On that note, the EU Observer had the following piece earlier this week:

EU-China relations usually revolve around trade, with the EU buying €231 billion worth of goods from China last year and exporting €72 billion in return. But human rights concerns came to the fore during the Beijing Olympics, when scores of EU leaders stayed away from the opening ceremony after Chinese troops shot Tibetan protestors.

China is also unhappy that the EU continues to uphold an arms export embargo dating back to the 1989 Tiananmen square massacre. The latest summit and death penalty row could play into the hands of European leaders keen to restrict the flow of Chinese imports during the EU’s economic downturn, experts warn.
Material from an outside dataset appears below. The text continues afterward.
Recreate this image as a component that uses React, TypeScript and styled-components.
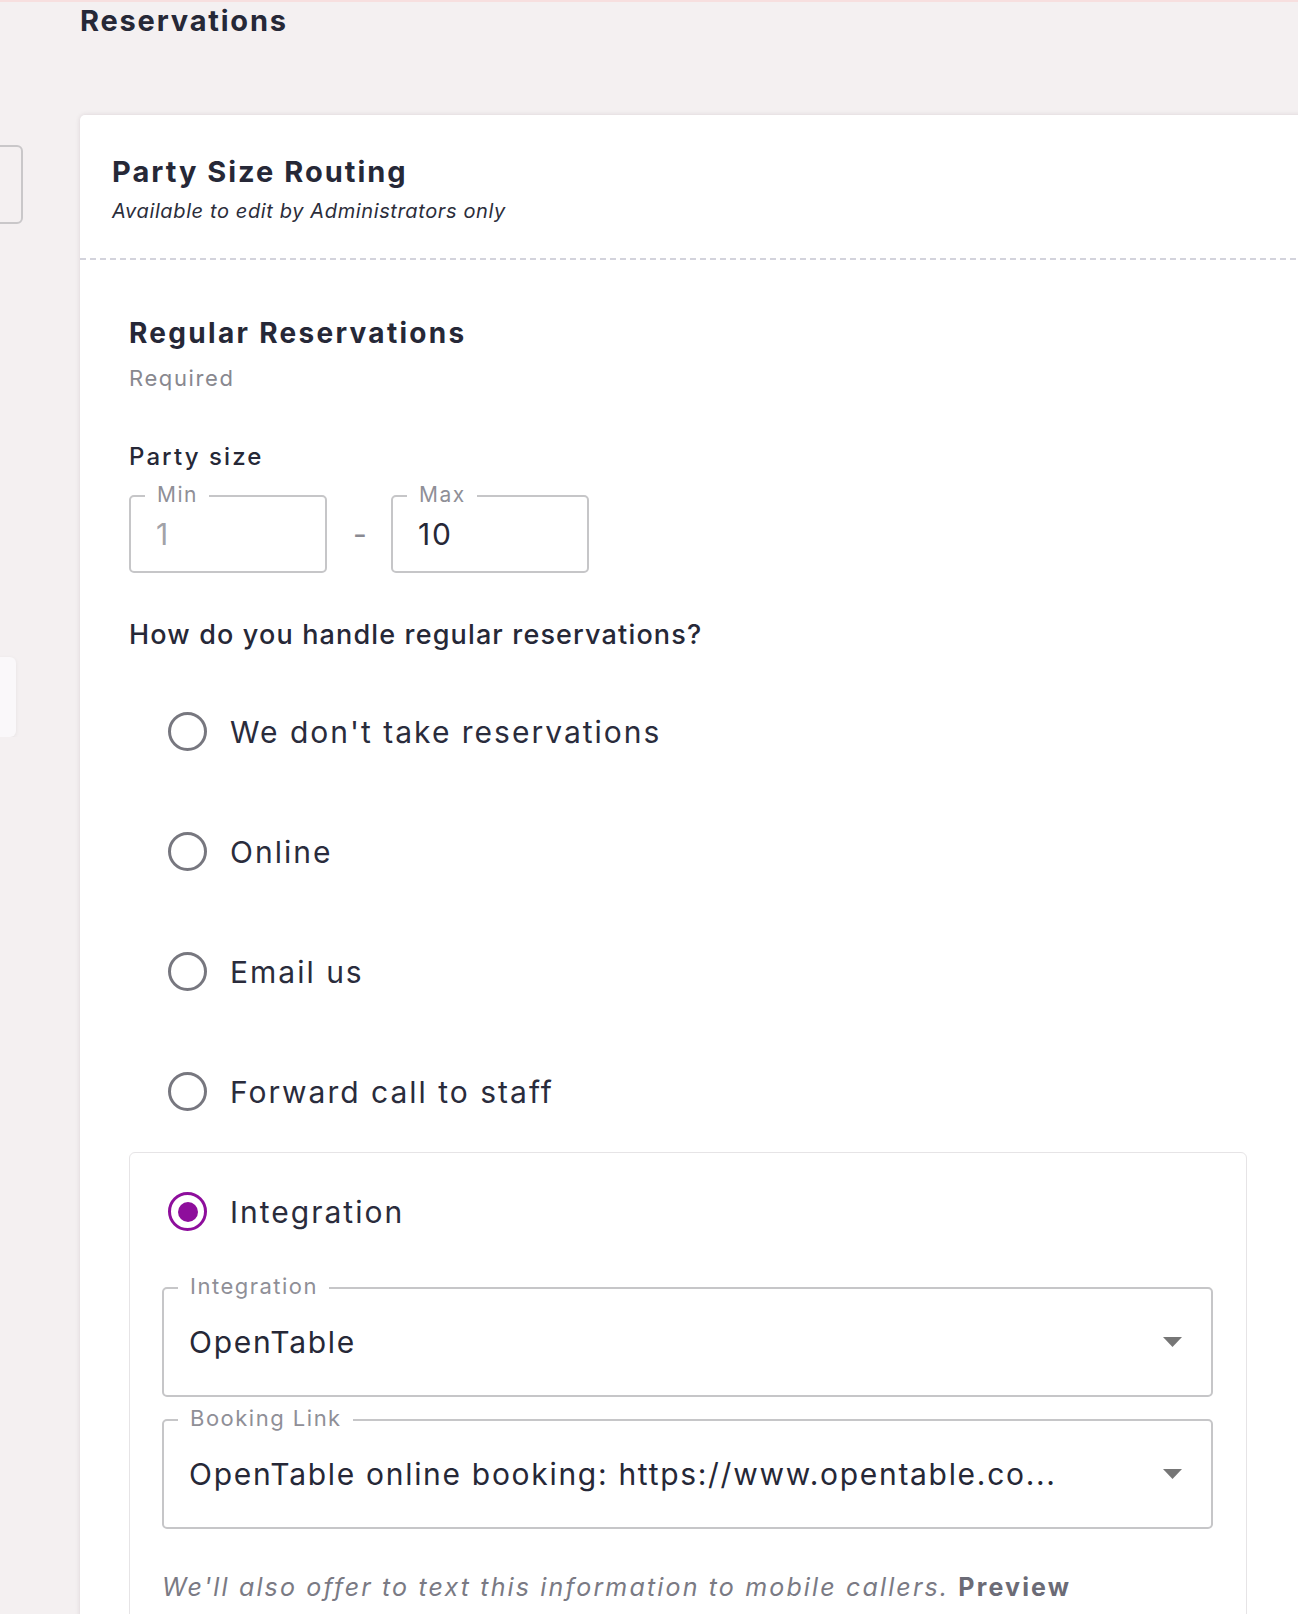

“Protectionist sentiment toward China in Europe has been growing for a while,” Center for European Reform analyst Katinka Barysch wrote in the Wall Street Journal. “Anti-China sentiment is on the rise in Germany …Even in traditionally liberal Britain, people who see China as an economic threat outnumber those who see it as an opportunity by four to one.’

The meetings between the Dalai Lama and European leaders is once again inflaming passions both in China and in Europe, and this is not the kind of atmosphere in which trade disputes are easy to resolve. There is (yet again) a movement afoot in China to boycott French goods, but I am not sure countries running large current account surpluses should be talking about boycotting countries who are running deficits with them.
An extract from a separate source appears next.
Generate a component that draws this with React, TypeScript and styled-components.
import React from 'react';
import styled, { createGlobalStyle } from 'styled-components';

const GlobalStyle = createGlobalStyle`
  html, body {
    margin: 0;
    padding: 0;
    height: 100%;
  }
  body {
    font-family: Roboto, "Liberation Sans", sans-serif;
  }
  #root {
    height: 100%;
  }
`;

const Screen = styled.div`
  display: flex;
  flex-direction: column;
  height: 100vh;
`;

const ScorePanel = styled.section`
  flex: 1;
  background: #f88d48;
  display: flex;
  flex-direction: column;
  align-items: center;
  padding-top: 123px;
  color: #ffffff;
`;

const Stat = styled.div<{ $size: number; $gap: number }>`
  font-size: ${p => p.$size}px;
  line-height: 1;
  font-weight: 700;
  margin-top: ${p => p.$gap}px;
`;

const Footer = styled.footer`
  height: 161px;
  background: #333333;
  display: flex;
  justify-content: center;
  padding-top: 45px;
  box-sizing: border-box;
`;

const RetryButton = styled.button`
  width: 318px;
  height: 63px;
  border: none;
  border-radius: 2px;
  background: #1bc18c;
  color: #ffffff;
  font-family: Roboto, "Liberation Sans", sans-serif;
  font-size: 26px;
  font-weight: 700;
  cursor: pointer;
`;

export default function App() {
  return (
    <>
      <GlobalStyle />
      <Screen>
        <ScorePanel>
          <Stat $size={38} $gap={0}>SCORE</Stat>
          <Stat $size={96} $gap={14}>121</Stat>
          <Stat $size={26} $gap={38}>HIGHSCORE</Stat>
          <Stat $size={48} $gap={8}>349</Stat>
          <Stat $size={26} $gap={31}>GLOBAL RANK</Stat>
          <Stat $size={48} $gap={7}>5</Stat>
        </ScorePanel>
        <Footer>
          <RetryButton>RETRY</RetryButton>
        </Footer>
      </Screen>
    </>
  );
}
This kind of talk can easily backfire. An interruption of the trade relationship between the two countries is actually likely at the macro level to be good for France in the short term (or, in what amounts to the same thing, it is easy enough politically to make the argument), and bad for China in both the short and long term. Remember, for France any interruption of international trade means they need to increase production to meet domestic demand. That means hiring workers. For China it means reducing its ability to export overcapacity, and this usually means closing down factories. I know, I know, France is not necessarily likely to produce at home what China sells, but in this world, finding a new supplier is a lot easier than finding a new customer.

At any rate this evening rumors have been swirling through the markets that November’s exports have declined year on year by 7%. One of my former students, now a currency trader in Shanghai, just told me this. I have no idea if it is true, but it gives a sense of how nervous markets are.

19 Responses to “Is China experiencing dollar outflows?”

  1. on 03 Dec 2008 at 4:22 amlccheh

    If i am not mistaken, many chinese companies had been loading up on US dollar debt, in anticipation of a stronger CNY and thus lower debt costs. With the NDF’s now pointing the other way, these banks may be trying to unload their dollar debt in order to avoid getting hit by FX-related rises in interest or principal.

    Any thoughts?

  2. on 03 Dec 2008 at 5:24 amGlobal Chessboard

    Whenever there’s a collapse of demand for exports, countries with pegged or managed float exchange rate regimes try to defend the local currency. Usually this does not work for long; finally you see that the currency collapses. Despite various commentators’ view that the defense of the local currency does not work, most countries continue with that policy.
    Rather than assume this behavior to be either bureaucratic or shortsighted I would tend to think that the focus of the central bank is typically on maintaining a high level of foreign exchange rate reserves. While defending the currency in the face of reduced exports might reduce the competitiveness of exports, it does help to reduce the drain of Forex reserves towards import payments.
    On the other hand China’s decision to further devalue the RMB against the USD in the face of decreasing exports might very well indicate that they are abandoning the policy to accumulate foreign exchange reserves denominated in dollars. My thinking is that while the devaluation will sustain current employment levels it will cause a drain of Forex reserves through increased dollar value of imports.
    Even today the credit-default swap premium on US Treasury Notes has gone up, indicating increasing global market perceptions of a default risk on the US Treasury.
    In the light of China’s bilateral free trade agreements with various countries in South America, Africa, etc and in the light of better ability to sustain petroleum supplies from Kazakhstan, Myanmar and Siberia, it would be interesting to know if China is in a situation to sustain imports and exports at reasonable levels if the dollar reserves are completely drained.
    It would be extremely useful if you could analyze factors related to fall in import volumes, such as recent falls in hard wood log imports; and China’s overall import levels; to see if positive accretions to the current account balance will continue.
    Either the devaluation leads to a better trade balance on account of decreased volume of imports; or it leads to a steady drain of USD reserves even as current employment levels are sustained.
    The latter would indicate an imminent collapse of the US dollar according to me, followed by a default on Treasury Notes. This would also explain increased market perceptions of credit risk on the US Treasury.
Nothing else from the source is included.